L’alternativa delle aiuole
Oppure si può evitare di portare il cane a spasso sulla strada, e passeggiare fra le aiuole. È la soluzione proposta da Flavia, in un commento lasciato sulla pagina Facebook di RomaH24. Nessuno – sostiene – dovrebbe essere costretto a sentire continuamente odori insopportabili o camminare sopra escrementi canini. «Credo che portarsi dietro una bottiglietta d’acqua sia previsto da un’ordinanza. L’acqua serve proprio a diluire e a smorzare la puzza. Comunque, per chi se la dimentica, basta far fare al cane la pipì nelle aiuole, e non sul marciapiede – naturalmente raccogliendo la cacca con i sacchetti, come si fa (o si dovrebbe fare) per i marciapiedi. Non capisco per quale motivo io debba camminare con le scarpe, le stesse che indosso in casa mia, sopra la pipì. O farmela fare sulle ruote della macchina, che poi in garage puzza. Una mia amica ha un negozio a viale Gorizia. Mi ha raccontato che ogni giorno davanti o accanto alla serranda trova pipì, se non altro.
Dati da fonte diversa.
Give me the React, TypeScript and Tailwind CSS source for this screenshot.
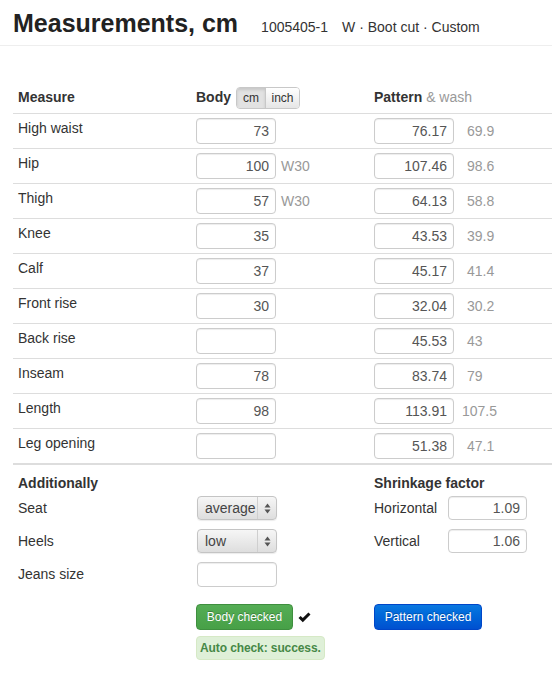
import { useState } from "react";

type Row = {
  name: string;
  body: string;
  size?: string;
  pattern: string;
  wash: string;
};

const rows: Row[] = [
  { name: "High waist", body: "73", pattern: "76.17", wash: "69.9" },
  { name: "Hip", body: "100", size: "W30", pattern: "107.46", wash: "98.6" },
  { name: "Thigh", body: "57", size: "W30", pattern: "64.13", wash: "58.8" },
  { name: "Knee", body: "35", pattern: "43.53", wash: "39.9" },
  { name: "Calf", body: "37", pattern: "45.17", wash: "41.4" },
  { name: "Front rise", body: "30", pattern: "32.04", wash: "30.2" },
  { name: "Back rise", body: "", pattern: "45.53", wash: "43" },
  { name: "Inseam", body: "78", pattern: "83.74", wash: "79" },
  { name: "Length", body: "98", pattern: "113.91", wash: "107.5" },
  { name: "Leg opening", body: "", pattern: "51.38", wash: "47.1" },
];

// поле ввода как в bootstrap 2
const Field = ({ value, w = "w-[80px]", h = "h-[26px]" }: { value: string; w?: string; h?: string }) => (
  <input
    readOnly
    value={value}
    className={`${w} ${h} rounded-[4px] border border-[#ccc] bg-white pr-[6px] text-right text-[14px] text-[#555] shadow-[inset_0_1px_1px_rgba(0,0,0,0.075)] outline-none`}
  />
);

// маковский select
const FakeSelect = ({ value }: { value: string }) => (
  <div className="flex h-[24px] w-[80px] overflow-hidden rounded-[4px] border border-[#c4c4c4] bg-gradient-to-b from-[#f6f6f6] to-[#dedede] shadow-[0_1px_1px_rgba(0,0,0,0.08)]">
    <div className="flex-1 whitespace-nowrap pl-[7px] text-[14px] leading-[22px] text-[#444]">{value}</div>
    <div className="flex w-[19px] items-center justify-center border-l border-[#cfcfcf]">
      <svg width="7" height="11" viewBox="0 0 7 11">
        <path d="M3.5 0.5 L6.5 4.5 L0.5 4.5 Z" fill="#555" />
        <path d="M3.5 10.5 L6.5 6.5 L0.5 6.5 Z" fill="#555" />
      </svg>
    </div>
  </div>
);

export default function App() {
  const [unit, setUnit] = useState("cm");

  return (
    <div className="min-h-[673px] w-[552px] overflow-hidden bg-white font-['Liberation_Sans',Arial,sans-serif] text-[14px] text-[#333]">
      {/* заголовок */}
      <div className="flex h-[46px] items-baseline border-b border-[#eee] pl-[13px] pt-[8px]">
        <h1 className="text-[25px] font-bold leading-[30px] text-[#222]">Measurements, cm</h1>
        <span className="ml-[23px] text-[14px] text-[#333]">1005405-1</span>
        <span className="ml-[14px] text-[14px] text-[#333]">W · Boot cut · Custom</span>
      </div>

      {/* таблица мерок */}
      <div className="ml-[13px] mt-[34px] border-b-2 border-[#ddd]">
        <div className="grid h-[33px] grid-cols-[183px_178px_1fr] items-center">
          <div className="pl-[5px] font-bold leading-5">Measure</div>
          <div className="flex items-center">
            <span className="font-bold leading-5">Body</span>
            <div className="ml-[5px] mt-[3px] flex h-[22px] overflow-hidden rounded-[4px] border border-[#c8c8c8] text-[12px]">
              <button
                onClick={() => setUnit("cm")}
                className={`w-[29px] border-r border-[#c8c8c8] ${unit === "cm" ? "bg-[#e2e2e2] shadow-[inset_0_2px_3px_rgba(0,0,0,0.12)]" : "bg-gradient-to-b from-white to-[#e6e6e6]"}`}
              >
                cm
              </button>
              <button
                onClick={() => setUnit("inch")}
                className={`w-[33px] ${unit === "inch" ? "bg-[#e2e2e2] shadow-[inset_0_2px_3px_rgba(0,0,0,0.12)]" : "bg-gradient-to-b from-white to-[#e6e6e6]"}`}
              >
                inch
              </button>
            </div>
          </div>
          <div className="leading-5">
            <span className="font-bold">Pattern</span> <span className="text-[#999]">&amp; wash</span>
          </div>
        </div>

        {rows.map((r) => (
          <div key={r.name} className="grid h-[35px] grid-cols-[183px_178px_1fr] border-t border-[#ddd] pt-[4px]">
            <div className="pl-[5px] leading-5">{r.name}</div>
            <div className="flex items-center self-start">
              <Field value={r.body} />
              {r.size && <span className="ml-[5px] text-[#999]">{r.size}</span>}
            </div>
            <div className="flex items-center self-start">
              <Field value={r.pattern} />
              <span className={`text-[#999] ${r.wash.length > 4 ? "ml-[8px]" : "ml-[13px]"}`}>{r.wash}</span>
            </div>
          </div>
        ))}
      </div>

      {/* дополнительно */}
      <div className="ml-[13px] grid grid-cols-[361px_1fr] pt-[8px]">
        <div className="flex flex-col">
          <div className="mb-[3px] pl-[5px] font-bold leading-5">Additionally</div>
          <div className="flex flex-col gap-[9px]">
            <div className="grid grid-cols-[184px_1fr] items-center">
              <span className="pl-[5px]">Seat</span>
              <FakeSelect value="average" />
            </div>
            <div className="grid grid-cols-[184px_1fr] items-center">
              <span className="pl-[5px]">Heels</span>
              <FakeSelect value="low" />
            </div>
            <div className="grid grid-cols-[184px_1fr] items-center">
              <span className="pl-[5px]">Jeans size</span>
              <Field value="" h="h-[25px]" />
            </div>
          </div>
        </div>
        <div className="flex flex-col">
          <div className="mb-[3px] font-bold leading-5">Shrinkage factor</div>
          <div className="flex flex-col gap-[9px]">
            <div className="grid grid-cols-[74px_1fr] items-center">
              <span>Horizontal</span>
              <Field value="1.09" w="w-[79px]" h="h-[24px]" />
            </div>
            <div className="grid grid-cols-[74px_1fr] items-center">
              <span>Vertical</span>
              <Field value="1.06" w="w-[79px]" h="h-[24px]" />
            </div>
          </div>
        </div>
      </div>

      {/* кнопки */}
      <div className="ml-[196px] mt-[17px] flex items-start">
        <div className="flex w-[178px] flex-col">
          <div className="flex items-center">
            <button className="h-[26px] w-[97px] rounded-[4px] border border-[#3f8f3f] bg-gradient-to-b from-[#55ad55] to-[#47a047] text-[12px] text-white [text-shadow:0_-1px_0_rgba(0,0,0,0.25)]">
              Body checked
            </button>
            <svg className="ml-[5px]" width="13" height="11" viewBox="0 0 13 11">
              <path d="M0.5 6 L2.6 3.9 L4.8 6.1 L10.4 0.5 L12.5 2.6 L4.8 10.3 Z" fill="#111" />
            </svg>
          </div>
          <div className="mt-[6px] h-[24px] self-start whitespace-nowrap rounded-[4px] border border-[#d6e9c6] bg-[#dff0d8] px-[3px] text-[12px] font-bold leading-[22px] tracking-[-0.1px] text-[#468847]">
            Auto check: success.
          </div>
        </div>
        <button className="h-[26px] w-[108px] rounded-[4px] border border-[#0046c8] bg-gradient-to-b from-[#0a78e0] to-[#0050d0] text-[12px] text-white [text-shadow:0_-1px_0_rgba(0,0,0,0.25)]">
          Pattern checked
        </button>
      </div>
    </div>
  );
}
Da veri maleducati», sentenzia.

Le aree cani? malridotte
Ma non la pensano tutti allo stesso modo. Secondo Patrizia «basta lavare il muro con un po’ d’acqua, senza tante lamentele. Se le aree cani fossero tenute in buone condizioni, non porterei il mio cane in strada. Ma qui nel quartiere sono ridotte malissimo. Basta vedere quella di villa Chigi per rendersene conto. E allora, dove dovremmo portarli?», si chiede.

Ed è soprattutto sui social network che i residenti esprimono con più enfasi la loro opinione. Secondo Alessandra, per esempio, non si può «smaterializzare l’animale per potarlo direttamente da casa a oltre il recinto. Il cane la fa anche durante il tragitto». La soluzione suggerita da lei è la bottiglietta d’acqua. Ma non solo: Alessandra aggiunge che sarebbe il caso anche di «fornire di taniche d’acqua a tutti i senzatetto che occupano le nostre strade, anche loro orinano ovunque».

La mappa dei luoghi più imbrattati
I giardinetti delle piazze, le aiuole che costeggiano le strade, le vie che portano ai parchi, e le stesse aree verdi. Sono questi i luoghi del Trieste-Salario maggiormente minati dai bisogni dei cani che non vengono raccolti dai padroni. I “praticelli” sotto casa, come quello di piazza Trasimeno, corso Trieste, piazza Verbano o piazza Trento, sono frequentati da tutti i padroni di cani che portano a passeggio il proprio amico a quattro zampe la mattina presto e la sera tardi. Ma non tutti raccolgono gli escrementi lasciati dagli animali. Stessa cosa succede nelle vie che portano ai parchi del quartiere. Percorrendo via Nemorense, via Salaria, via di Villa Albani, via Panama, via di Villa Chigi, via Nomentana o via delle Isole, bisogna fare lo slalom per evitare di sporcarsi le scarpe. E infine le aree verdi. Villa Chigi è il regno del degrado, ma anche a villa Ada, Villa Torlonia, Villa Paganini o al parco Virgiliano – meglio conosciuto come parco Nemorense – non è difficile imbattersi nei bisogni dei cani.